Digital puppetry is the manipulation and performance of digitally animated 2D or 3D figures and objects in a virtual environment that are rendered in real time by computers. It is most commonly used in film-making and television production, but has also been used in interactive theme park attractions and live theater.

Digital puppetry is closely associated with motion capture technologies and 3D animation, as well as skeletal animation. Digital puppetry is also known as virtual puppetry, performance animation, living animation, live animation and real-time animation (although the latter also refers to animation generated by computer game engines). Machinima is another form of digital puppetry, and Machinima performers are increasingly being identified as puppeteers.

In digital puppetry, the character is controlled completely by a relatively simple mapping between a hardware controller (such as a gamepad, a wiimote, a custom puppet controller, or even your body with a kinect-based system) and the character’s 3D animation armature. There is typically no need for physics simulation, and unlike true motion capture, there’s no attempt for the control process to be “natural motion” — you learn to operate a digital puppet, just as you would a real puppet.

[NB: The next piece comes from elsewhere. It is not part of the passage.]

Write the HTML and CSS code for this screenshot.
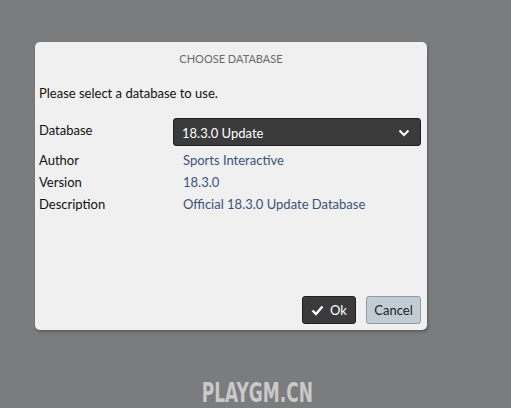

Puppetry is one of the oldest art forms in existence, and is practiced all over the world. But the truth is that in the modern world, the centuries-old art of string puppetry is slowly dying. Even though organizations like Thespianz and Peerzada family have taken initiative to keep the art alive, the problem is that very few skilled puppeteers are left to cater to the demand. Unless they receive financial help from the government, the chance of their survival is bleak. But the fact is puppetry does exist today, but it’s medium has been changed. Xbox and animated movies are playing a vital role in destroying this ancient art form.